From: "Mkrtchyan, Tigran" <tigran.mkrtchyan@desy.de>
To: Trond Myklebust <trondmy@kernel.org>
Cc: linux-nfs <linux-nfs@vger.kernel.org>
Subject: Re: [PATCH] NFSv4/flexfiles: Fix handling of NFS level errors in I/O
Date: Wed, 25 Jun 2025 20:56:26 +0200 (CEST) [thread overview]
Message-ID: <166279785.14465613.1750877786582.JavaMail.zimbra@desy.de> (raw)
In-Reply-To: <ee51ca06ad923654520041652c478ae3938fcbcb.1750806992.git.trond.myklebust@hammerspace.com>
(second attempt after linux-nfs@vger.kernel.org has rejected the first one.)
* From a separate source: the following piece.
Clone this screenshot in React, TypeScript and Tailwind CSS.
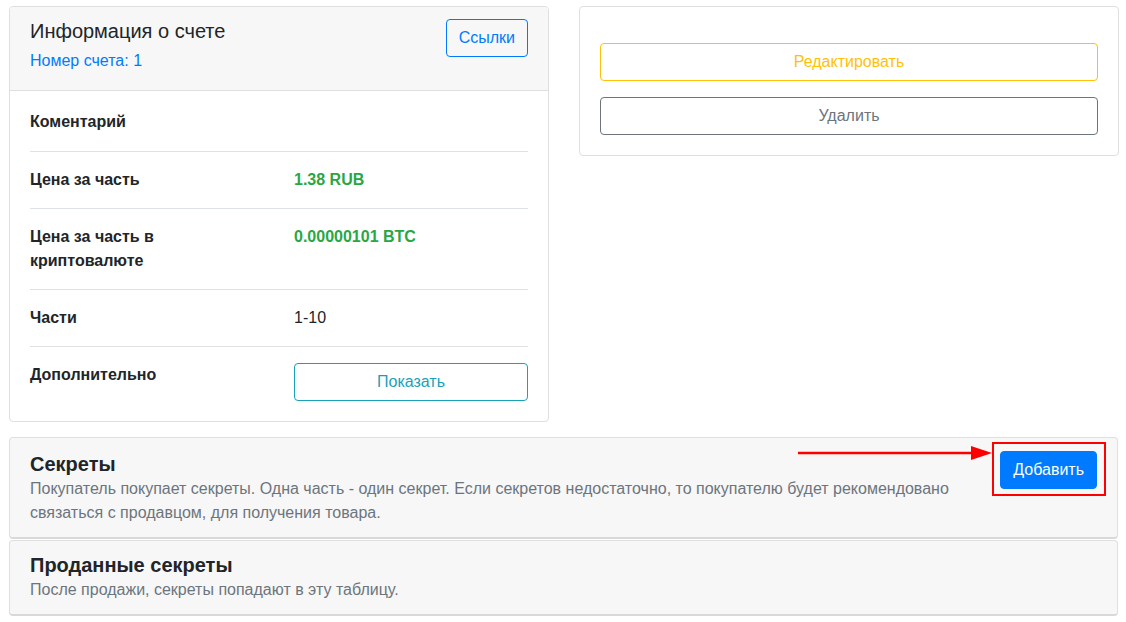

Splitting RPC level error from NFS errors returned by DS looks reasonable to me.
So, if it helps:
Reviewed-by: Tigran Mkrtchyan <tigran.mkrtchyan@desy.de>
Tigran.
----- Original Message -----
> From: "Trond Myklebust" <trondmy@kernel.org>
> To: "linux-nfs" <linux-nfs@vger.kernel.org>
> Sent: Wednesday, 25 June, 2025 01:17:12
> Subject: [PATCH] NFSv4/flexfiles: Fix handling of NFS level errors in I/O
> From: Trond Myklebust <trond.myklebust@hammerspace.com>
>
> Allow the flexfiles error handling to recognise NFS level errors (as
> opposed to RPC level errors) and handle them separately. The main
> motivator is the NFSERR_PERM errors that get returned if the NFS client
> connects to the data server through a port number that is lower than
> 1024. In that case, the client should disconnect and retry a READ on a
> different data server, or it should retry a WRITE after reconnecting.
>
> Signed-off-by: Trond Myklebust <trond.myklebust@hammerspace.com>
> ---
> fs/nfs/flexfilelayout/flexfilelayout.c | 118 ++++++++++++++++++-------
> 1 file changed, 84 insertions(+), 34 deletions(-)
>
> diff --git a/fs/nfs/flexfilelayout/flexfilelayout.c
> b/fs/nfs/flexfilelayout/flexfilelayout.c
> index df4807460596..4bea008dbebd 100644
> --- a/fs/nfs/flexfilelayout/flexfilelayout.c
> +++ b/fs/nfs/flexfilelayout/flexfilelayout.c
> @@ -1105,6 +1105,7 @@ static void ff_layout_reset_read(struct nfs_pgio_header
> *hdr)
> }
>
> static int ff_layout_async_handle_error_v4(struct rpc_task *task,
> + u32 op_status,
> struct nfs4_state *state,
> struct nfs_client *clp,
> struct pnfs_layout_segment *lseg,
> @@ -1115,34 +1116,42 @@ static int ff_layout_async_handle_error_v4(struct
> rpc_task *task,
> struct nfs4_deviceid_node *devid = FF_LAYOUT_DEVID_NODE(lseg, idx);
> struct nfs4_slot_table *tbl = &clp->cl_session->fc_slot_table;
>
> - switch (task->tk_status) {
> - case -NFS4ERR_BADSESSION:
> - case -NFS4ERR_BADSLOT:
> - case -NFS4ERR_BAD_HIGH_SLOT:
> - case -NFS4ERR_DEADSESSION:
> - case -NFS4ERR_CONN_NOT_BOUND_TO_SESSION:
> - case -NFS4ERR_SEQ_FALSE_RETRY:
> - case -NFS4ERR_SEQ_MISORDERED:
> + switch (op_status) {
> + case NFS4_OK:
> + case NFS4ERR_NXIO:
> + break;
> + case NFSERR_PERM:
> + if (!task->tk_xprt)
> + break;
> + xprt_force_disconnect(task->tk_xprt);
> + goto out_retry;
> + case NFS4ERR_BADSESSION:
> + case NFS4ERR_BADSLOT:
> + case NFS4ERR_BAD_HIGH_SLOT:
> + case NFS4ERR_DEADSESSION:
> + case NFS4ERR_CONN_NOT_BOUND_TO_SESSION:
> + case NFS4ERR_SEQ_FALSE_RETRY:
> + case NFS4ERR_SEQ_MISORDERED:
> dprintk("%s ERROR %d, Reset session. Exchangeid "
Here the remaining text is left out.